Why Online Voice Lessons Work for Pop & R&B
Pop and R&B revolve around repeatable coordination: steady airflow, efficient registration (how you balance chest/mix/head), and resonance shaping through vowels. Good online programs let you record and compare short clips weekly, get timestamped feedback, and practice in an environment where you can focus on micro-corrections—no commute, no studio pressure.
For a science-grounded perspective on learnability, see Scientific American’s overview of learning to sing, and for healthy voice basics, the Voice Foundation’s primer on normal voice production. Pair those with these field-tested beginner routines to anchor your first month.
Pop Essentials: Speech-Like Mix and Hook Clarity
Pop prefers a clean, conversational tone that sits in a comfortable mix—bright enough to cut, relaxed enough to repeat for multiple takes. Your priorities:
- Light cry onset → vowel: Start with a subtle “cry” feel (think puppy whine) to close the folds gently, then open to the lyric vowel. This reduces breathy fuzz and pitch scoops.
- Mix conditioning: Use 1–5–1 slides on “gee/nee/mum” at medium volume. Aim for a stable, forward resonance that doesn’t flip or shout.
- Lyric underlay: Practice speaking the chorus in time, then sing it while preserving consonant timing—clarity sells the hook.
- Key fit: Test the hook in original key and ±1 semitone. Choose the key you can sing twice in a row with identical tone.
R&B Essentials: Step-by-Step Melisma (Runs) and Micro-Dynamics
R&B agility is built, not born. Break complex runs into rhythmic “cells,” stitch them back together, and use dynamics to keep everything expressive rather than mechanical.

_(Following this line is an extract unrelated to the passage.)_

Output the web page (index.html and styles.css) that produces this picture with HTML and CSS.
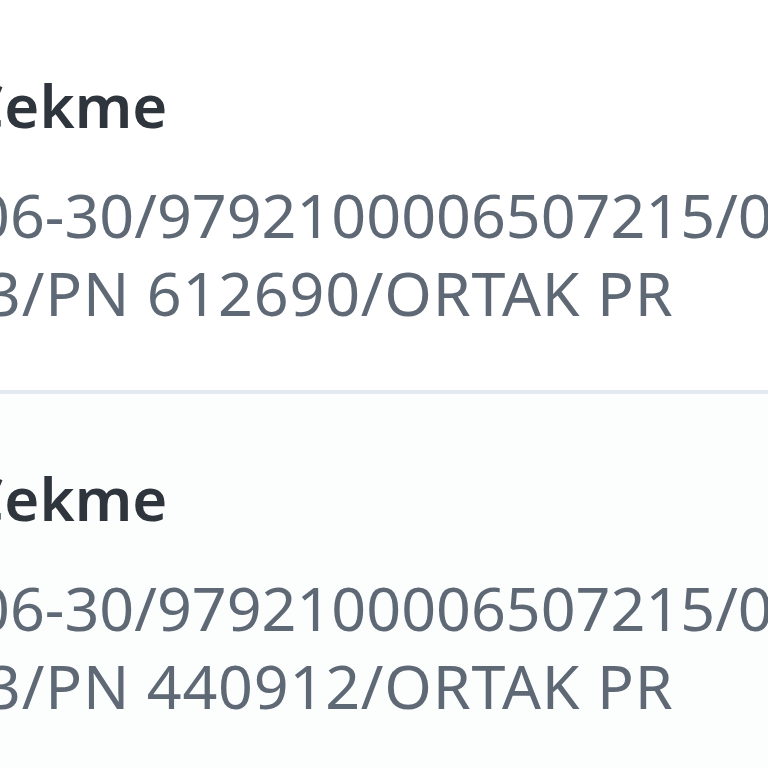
FILE: index.html
```html
<!DOCTYPE html>
<html lang="tr">
<head>
  <meta charset="UTF-8">
  <meta name="viewport" content="width=device-width, initial-scale=1.0">
  <title>Hesap Hareketleri</title>
  <link rel="stylesheet" href="styles.css">
</head>
<body>

  <ul class="tx-list">
    <li class="tx-item">
      <div class="tx-title">Çekme</div>
      <div class="tx-desc">
        <span class="tx-line tx-line-1">06-30/9792100006507215/0010</span>
        <span class="tx-line tx-line-2">3/PN 612690/ORTAK PR</span>
      </div>
    </li>
    <li class="tx-item tx-item-alt">
      <div class="tx-title">Çekme</div>
      <div class="tx-desc">
        <span class="tx-line tx-line-1">06-30/9792100006507215/0010</span>
        <span class="tx-line tx-line-2">3/PN 440912/ORTAK PR</span>
      </div>
    </li>
  </ul>

</body>
</html>
```

FILE: styles.css
```css
html, body { margin: 0; padding: 0; background: #ffffff; }
body { font-family: "Noto Sans", "Open Sans", sans-serif; overflow: hidden; width: 768px; height: 768px; }
.tx-list { list-style: none; margin: 0; padding: 1px 0 0 0; }
.tx-item { padding: 65px 0 58px 0; border-bottom: 4px solid #e3e9f1; white-space: nowrap; overflow: hidden; }
.tx-item-alt { background: #fcfdfd; }
.tx-title { font-size: 60px; line-height: 78px; font-weight: 600; color: #2f353c; margin-left: -34px; margin-bottom: 32px; }
.tx-desc { font-size: 61px; line-height: 78px; color: #5f6976; }
.tx-line { display: block; }
.tx-line-1 { margin-left: -25px; }
.tx-line-2 { margin-left: -14px; letter-spacing: 0.8px; }
```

- Cell building: Choose a 5–7 note riff from a favorite song. Reduce it to a 2-note cell; repeat until clean. Add a 3rd note; repeat. Keep adding one note at a time.
- Tempo ladder: Start at 60–70 bpm. Only increase by 5–8 bpm when the last three takes are clean and in tune.
- Resonance tidy-up: Hum or sing on “ng” first, then open to “oo/ee/ah.” This locks pitch lanes before you add speed.
- Micro-breaths: Plan tiny breaths between run segments to avoid late-phrase sagging.
30-Day Pop & R&B Plan (20–25 Minutes, 5×/Week)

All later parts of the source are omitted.